[What you have to do]: Reproduce the listing below character for character; drop every image.

Records with interface code
================
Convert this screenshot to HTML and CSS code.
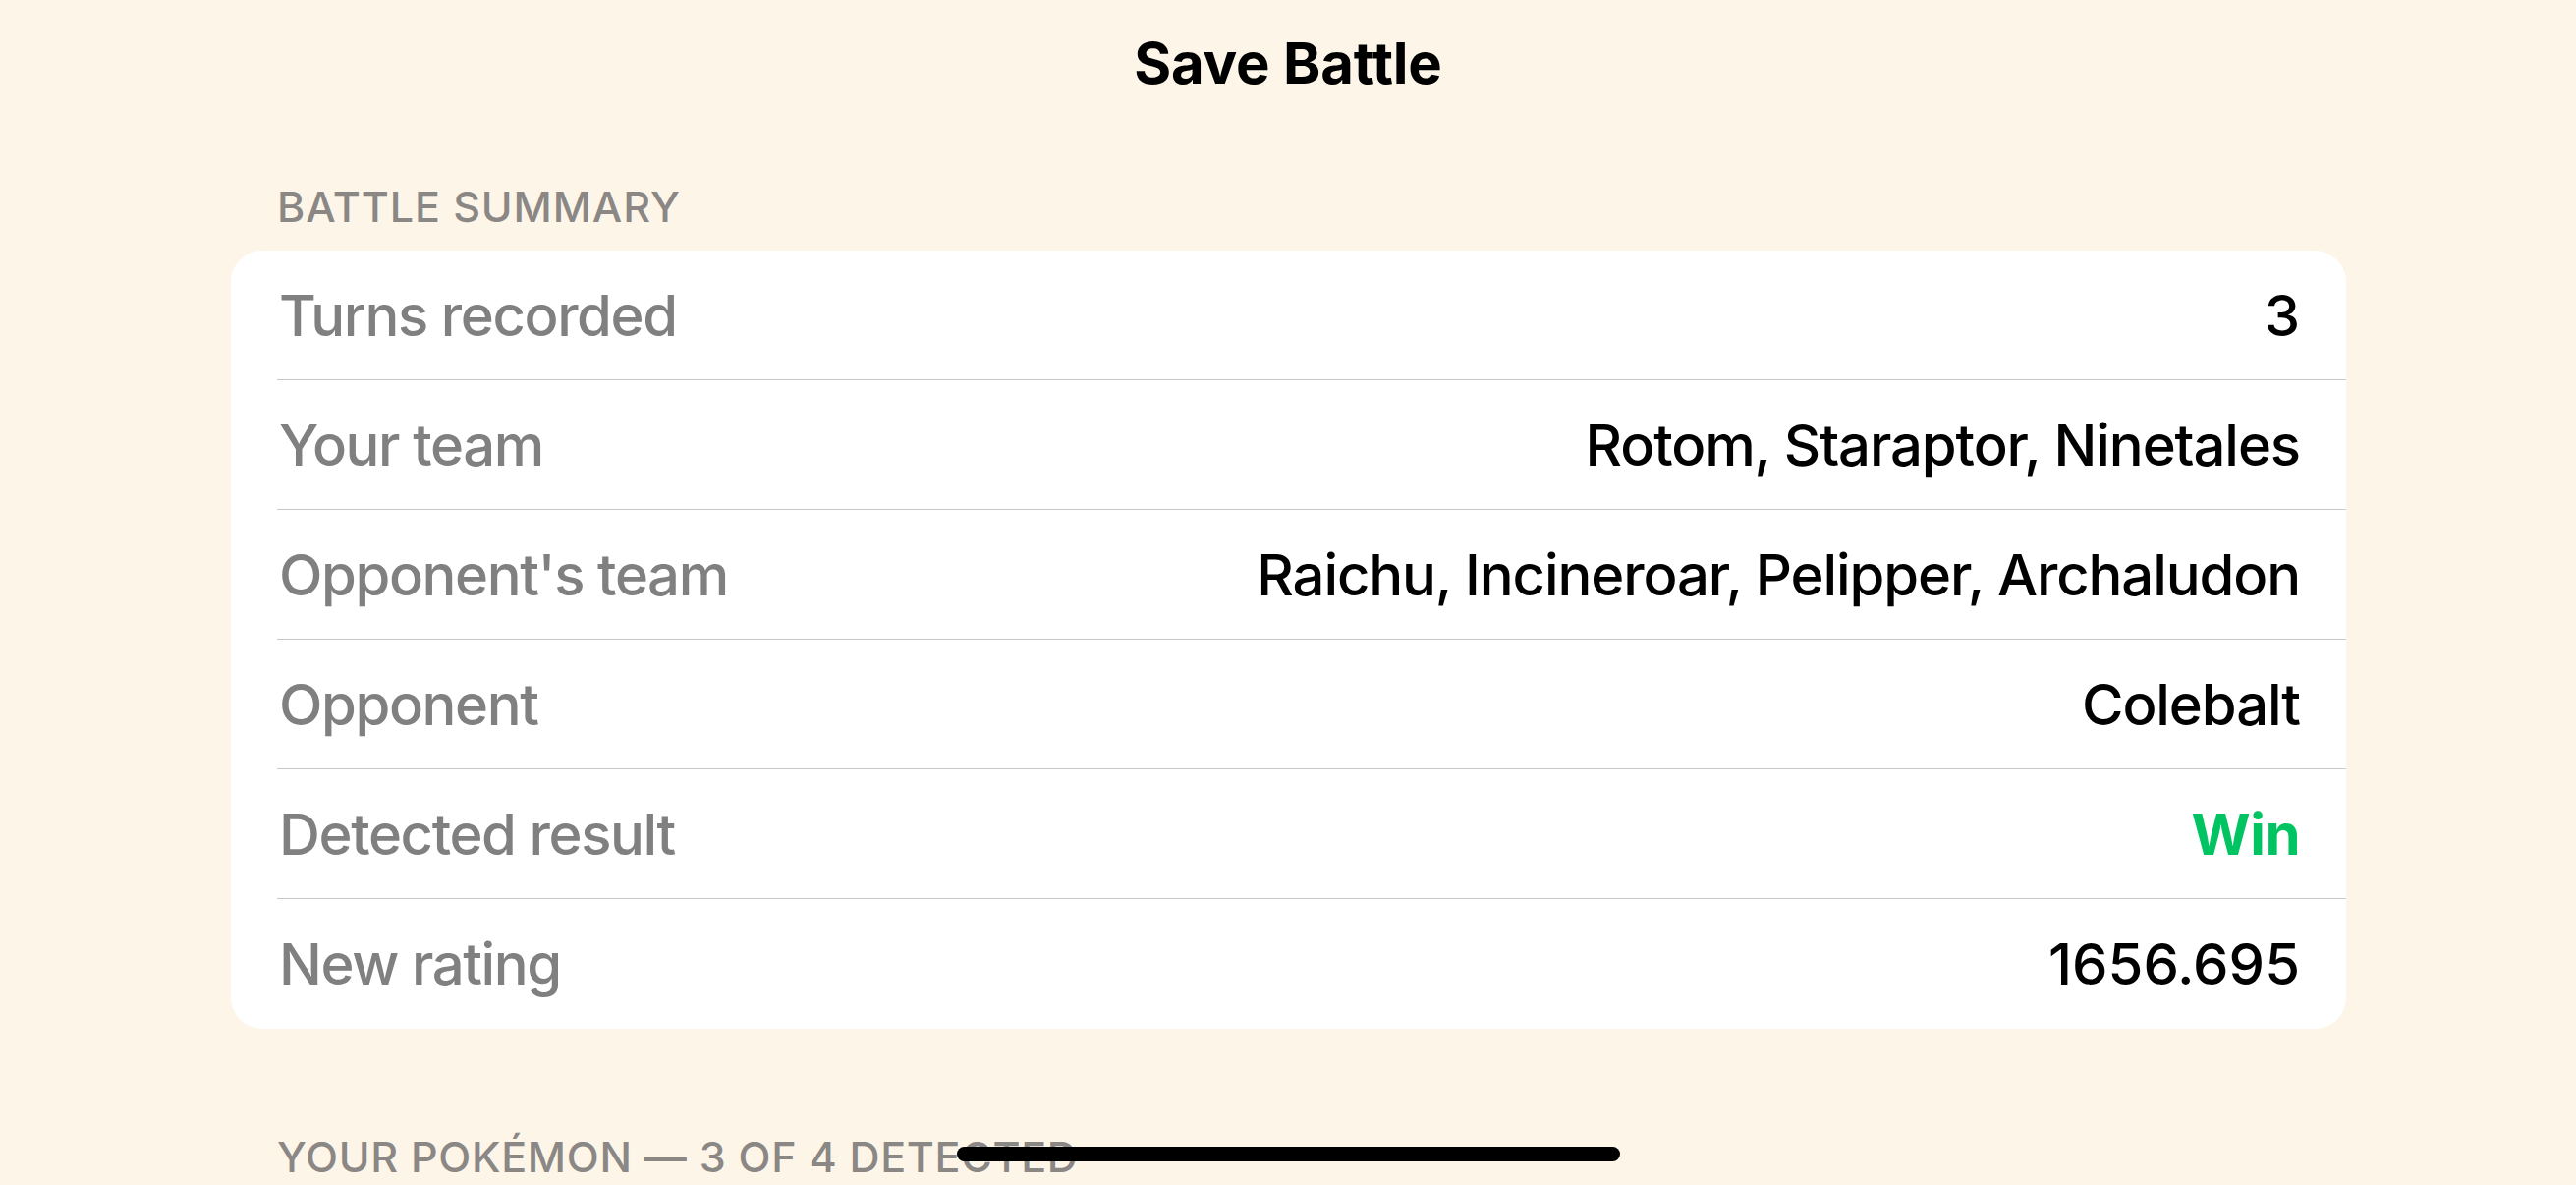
FILE: index.html
```html
<!DOCTYPE html>
<html lang="en">
<head>
<meta charset="utf-8">
<title>Save Battle</title>
<link rel="stylesheet" href="styles.css">
</head>
<body>
<div class="screen">
  <header class="nav">
    <h1 class="nav-title">Save Battle</h1>
  </header>
  <main class="content">
    <h2 class="section-header">BATTLE SUMMARY</h2>
    <section class="card">
      <div class="row"><span class="label">Turns recorded</span><span class="value value-num">3</span></div>
      <div class="row"><span class="label">Your team</span><span class="value">Rotom, Staraptor, Ninetales</span></div>
      <div class="row"><span class="label">Opponent's team</span><span class="value">Raichu, Incineroar, Pelipper, Archaludon</span></div>
      <div class="row"><span class="label">Opponent</span><span class="value">Colebalt</span></div>
      <div class="row"><span class="label">Detected result</span><span class="value value-win">Win</span></div>
      <div class="row"><span class="label">New rating</span><span class="value value-num">1656.695</span></div>
    </section>
    <h2 class="section-header section-header-second">YOUR POKÉMON — 3 OF 4 DETECTED</h2>
  </main>
  <div class="home-indicator"></div>
</div>
</body>
</html>
```
FILE: styles.css
```css
html, body {
  margin: 0;
  padding: 0;
}
body {
  background: #fdf5e8;
  font-family: Inter, "Noto Sans", "Liberation Sans", sans-serif;
  color: #000;
  overflow: hidden;
}
.screen {
  position: relative;
  width: 2622px;
  height: 1206px;
  overflow: hidden;
}
.nav {
  height: 128px;
  display: flex;
  align-items: center;
  justify-content: center;
}
.nav-title {
  margin: 0;
  font-size: 58px;
  line-height: 128px;
  font-weight: 700;
  letter-spacing: -0.2px;
}
.content {
  padding: 0 234px 0 235px;
}
.section-header {
  margin: 52px 0 15px 0;
  padding-left: 47px;
  font-size: 43px;
  line-height: 60px;
  font-weight: 500;
  color: #8a8785;
  letter-spacing: 0.9px;
}
.section-header-second {
  margin-top: 100px;
  letter-spacing: 0.7px;
}
.card {
  background: #ffffff;
  border-radius: 32px;
  overflow: hidden;
}
.row {
  height: 131px;
  margin-left: 47px;
  padding-right: 47px;
  display: flex;
  align-items: center;
  justify-content: space-between;
  border-bottom: 1px solid #c8c8c8;
  font-size: 58px;
  font-weight: 500;
  letter-spacing: -1.4px;
}
.row:last-child {
  height: 132px;
  border-bottom: none;
}
.label {
  color: #808080;
  padding-left: 2px;
}
.value {
  color: #000;
  text-align: right;
  letter-spacing: -1.1px;
}
.value-num {
  letter-spacing: 0;
}
.value-win {
  color: #00c462;
  font-weight: 700;
  letter-spacing: -0.5px;
}
.home-indicator {
  position: absolute;
  left: 974px;
  top: 1167px;
  width: 675px;
  height: 15px;
  border-radius: 8px;
  background: #000;
}
```
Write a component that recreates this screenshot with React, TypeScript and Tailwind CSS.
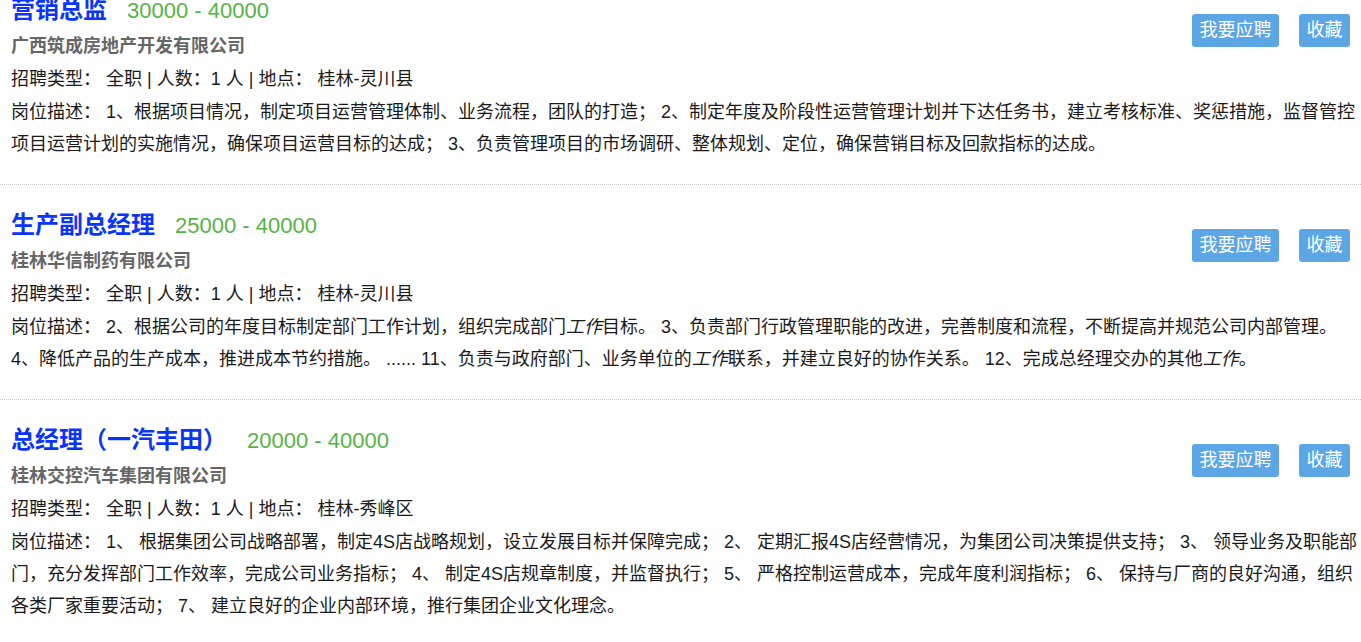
import React from 'react';

type Job = {
  id: number;
  title: string;
  salary: string;
  company: string;
  type: string;
  count: string;
  place: string;
  desc: React.ReactNode;
};

const jobs: Job[] = [
  {
    id: 1,
    title: '营销总监',
    salary: '30000 - 40000',
    company: '广西筑成房地产开发有限公司',
    type: '全职',
    count: '1',
    place: '桂林-灵川县',
    desc: (
      <>
        1、根据项目情况，制定项目运营管理体制、业务流程，团队的打造； 2、制定年度及阶段性运营管理计划并下达任务书，建立考核标准、奖惩措施，监督管控项目运营计划的实施情况，确保项目运营目标的达成；
        3、负责管理项目的市场调研、整体规划、定位，确保营销目标及回款指标的达成。
      </>
    ),
  },
  {
    id: 2,
    title: '生产副总经理',
    salary: '25000 - 40000',
    company: '桂林华信制药有限公司',
    type: '全职',
    count: '1',
    place: '桂林-灵川县',
    desc: (
      <>
        2、根据公司的年度目标制定部门工作计划，组织完成部门<em>工作</em>目标。 3、负责部门行政管理职能的改进，完善制度和流程，不断提高并规范公司内部管理。 4、降低产品的生产成本，推进成本节约措施。 ...... 11、负责与政府部门、业务单位的<em>工作</em>联系，并建立良好的协作关系。 12、完成总经理交办的其他<em>工作</em>。
      </>
    ),
  },
  {
    id: 3,
    title: '总经理（一汽丰田）',
    salary: '20000 - 40000',
    company: '桂林交控汽车集团有限公司',
    type: '全职',
    count: '1',
    place: '桂林-秀峰区',
    desc: (
      <>
        1、 根据集团公司战略部署，制定4S店战略规划，设立发展目标并保障完成； 2、 定期汇报4S店经营情况，为集团公司决策提供支持； 3、 领导业务及职能部门，充分发挥部门工作效率，完成公司业务指标； 4、 制定4S店规章制度，并监督执行； 5、 严格控制运营成本，完成年度利润指标； 6、 保持与厂商的良好沟通，组织各类厂家重要活动； 7、 建立良好的企业内部环境，推行集团企业文化理念。
      </>
    ),
  },
];

function JobItem({ job }: { job: Job }) {
  return (
    <div className="border-b border-dotted border-[#c8c8c8] pl-[11px] pr-[3px] pt-[20px] pb-[24px]">
      <div className="flex items-start">
        <div className="flex-1">
          <div className="flex items-center h-[40px]">
            <span className="text-[24px] font-bold text-[#0b35f6]">{job.title}</span>
            <span className="ml-[20px] text-[22px] text-[#55b446]">{job.salary}</span>
          </div>
          <div className="text-[18px] leading-[33px] font-bold text-[#666]">{job.company}</div>
        </div>
        <div className="flex gap-[20px] mt-[24px] mr-[8px]">
          <button className="bg-[#5ca6e6] text-white text-[18px] leading-[33px] px-[7.5px] rounded-[3px]">我要应聘</button>
          <button className="bg-[#5ca6e6] text-white text-[18px] leading-[33px] px-[7.5px] rounded-[3px]">收藏</button>
        </div>
      </div>
      <div className="text-[18px] leading-[33px] text-[#1a1a1a]">
        招聘类型： 全职 | 人数：{job.count} 人 | 地点： {job.place}
      </div>
      <div className="text-[18px] leading-[32px] text-[#1a1a1a]">岗位描述： {job.desc}</div>
    </div>
  );
}

export default function App() {
  return (
    <div
      className="w-[1361px] h-[642px] overflow-hidden bg-white"
      style={{ fontFamily: '"Liberation Sans", "Noto Sans CJK SC", sans-serif' }}
    >
      <div className="-mt-[30px]">
        {jobs.map((job) => (
          <JobItem key={job.id} job={job} />
        ))}
      </div>
    </div>
  );
}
================
[Task response]:
Convert this screenshot to HTML and CSS code.
FILE: index.html
```html
<!DOCTYPE html>
<html lang="en">
<head>
<meta charset="utf-8">
<title>Save Battle</title>
<link rel="stylesheet" href="styles.css">
</head>
<body>
<div class="screen">
  <header class="nav">
    <h1 class="nav-title">Save Battle</h1>
  </header>
  <main class="content">
    <h2 class="section-header">BATTLE SUMMARY</h2>
    <section class="card">
      <div class="row"><span class="label">Turns recorded</span><span class="value value-num">3</span></div>
      <div class="row"><span class="label">Your team</span><span class="value">Rotom, Staraptor, Ninetales</span></div>
      <div class="row"><span class="label">Opponent's team</span><span class="value">Raichu, Incineroar, Pelipper, Archaludon</span></div>
      <div class="row"><span class="label">Opponent</span><span class="value">Colebalt</span></div>
      <div class="row"><span class="label">Detected result</span><span class="value value-win">Win</span></div>
      <div class="row"><span class="label">New rating</span><span class="value value-num">1656.695</span></div>
    </section>
    <h2 class="section-header section-header-second">YOUR POKÉMON — 3 OF 4 DETECTED</h2>
  </main>
  <div class="home-indicator"></div>
</div>
</body>
</html>
```
FILE: styles.css
```css
html, body {
  margin: 0;
  padding: 0;
}
body {
  background: #fdf5e8;
  font-family: Inter, "Noto Sans", "Liberation Sans", sans-serif;
  color: #000;
  overflow: hidden;
}
.screen {
  position: relative;
  width: 2622px;
  height: 1206px;
  overflow: hidden;
}
.nav {
  height: 128px;
  display: flex;
  align-items: center;
  justify-content: center;
}
.nav-title {
  margin: 0;
  font-size: 58px;
  line-height: 128px;
  font-weight: 700;
  letter-spacing: -0.2px;
}
.content {
  padding: 0 234px 0 235px;
}
.section-header {
  margin: 52px 0 15px 0;
  padding-left: 47px;
  font-size: 43px;
  line-height: 60px;
  font-weight: 500;
  color: #8a8785;
  letter-spacing: 0.9px;
}
.section-header-second {
  margin-top: 100px;
  letter-spacing: 0.7px;
}
.card {
  background: #ffffff;
  border-radius: 32px;
  overflow: hidden;
}
.row {
  height: 131px;
  margin-left: 47px;
  padding-right: 47px;
  display: flex;
  align-items: center;
  justify-content: space-between;
  border-bottom: 1px solid #c8c8c8;
  font-size: 58px;
  font-weight: 500;
  letter-spacing: -1.4px;
}
.row:last-child {
  height: 132px;
  border-bottom: none;
}
.label {
  color: #808080;
  padding-left: 2px;
}
.value {
  color: #000;
  text-align: right;
  letter-spacing: -1.1px;
}
.value-num {
  letter-spacing: 0;
}
.value-win {
  color: #00c462;
  font-weight: 700;
  letter-spacing: -0.5px;
}
.home-indicator {
  position: absolute;
  left: 974px;
  top: 1167px;
  width: 675px;
  height: 15px;
  border-radius: 8px;
  background: #000;
}
```
Write a component that recreates this screenshot with React, TypeScript and Tailwind CSS.
import React from 'react';

type Job = {
  id: number;
  title: string;
  salary: string;
  company: string;
  type: string;
  count: string;
  place: string;
  desc: React.ReactNode;
};

const jobs: Job[] = [
  {
    id: 1,
    title: '营销总监',
    salary: '30000 - 40000',
    company: '广西筑成房地产开发有限公司',
    type: '全职',
    count: '1',
    place: '桂林-灵川县',
    desc: (
      <>
        1、根据项目情况，制定项目运营管理体制、业务流程，团队的打造； 2、制定年度及阶段性运营管理计划并下达任务书，建立考核标准、奖惩措施，监督管控项目运营计划的实施情况，确保项目运营目标的达成；
        3、负责管理项目的市场调研、整体规划、定位，确保营销目标及回款指标的达成。
      </>
    ),
  },
  {
    id: 2,
    title: '生产副总经理',
    salary: '25000 - 40000',
    company: '桂林华信制药有限公司',
    type: '全职',
    count: '1',
    place: '桂林-灵川县',
    desc: (
      <>
        2、根据公司的年度目标制定部门工作计划，组织完成部门<em>工作</em>目标。 3、负责部门行政管理职能的改进，完善制度和流程，不断提高并规范公司内部管理。 4、降低产品的生产成本，推进成本节约措施。 ...... 11、负责与政府部门、业务单位的<em>工作</em>联系，并建立良好的协作关系。 12、完成总经理交办的其他<em>工作</em>。
      </>
    ),
  },
  {
    id: 3,
    title: '总经理（一汽丰田）',
    salary: '20000 - 40000',
    company: '桂林交控汽车集团有限公司',
    type: '全职',
    count: '1',
    place: '桂林-秀峰区',
    desc: (
      <>
        1、 根据集团公司战略部署，制定4S店战略规划，设立发展目标并保障完成； 2、 定期汇报4S店经营情况，为集团公司决策提供支持； 3、 领导业务及职能部门，充分发挥部门工作效率，完成公司业务指标； 4、 制定4S店规章制度，并监督执行； 5、 严格控制运营成本，完成年度利润指标； 6、 保持与厂商的良好沟通，组织各类厂家重要活动； 7、 建立良好的企业内部环境，推行集团企业文化理念。
      </>
    ),
  },
];

function JobItem({ job }: { job: Job }) {
  return (
    <div className="border-b border-dotted border-[#c8c8c8] pl-[11px] pr-[3px] pt-[20px] pb-[24px]">
      <div className="flex items-start">
        <div className="flex-1">
          <div className="flex items-center h-[40px]">
            <span className="text-[24px] font-bold text-[#0b35f6]">{job.title}</span>
            <span className="ml-[20px] text-[22px] text-[#55b446]">{job.salary}</span>
          </div>
          <div className="text-[18px] leading-[33px] font-bold text-[#666]">{job.company}</div>
        </div>
        <div className="flex gap-[20px] mt-[24px] mr-[8px]">
          <button className="bg-[#5ca6e6] text-white text-[18px] leading-[33px] px-[7.5px] rounded-[3px]">我要应聘</button>
          <button className="bg-[#5ca6e6] text-white text-[18px] leading-[33px] px-[7.5px] rounded-[3px]">收藏</button>
        </div>
      </div>
      <div className="text-[18px] leading-[33px] text-[#1a1a1a]">
        招聘类型： 全职 | 人数：{job.count} 人 | 地点： {job.place}
      </div>
      <div className="text-[18px] leading-[32px] text-[#1a1a1a]">岗位描述： {job.desc}</div>
    </div>
  );
}

export default function App() {
  return (
    <div
      className="w-[1361px] h-[642px] overflow-hidden bg-white"
      style={{ fontFamily: '"Liberation Sans", "Noto Sans CJK SC", sans-serif' }}
    >
      <div className="-mt-[30px]">
        {jobs.map((job) => (
          <JobItem key={job.id} job={job} />
        ))}
      </div>
    </div>
  );
}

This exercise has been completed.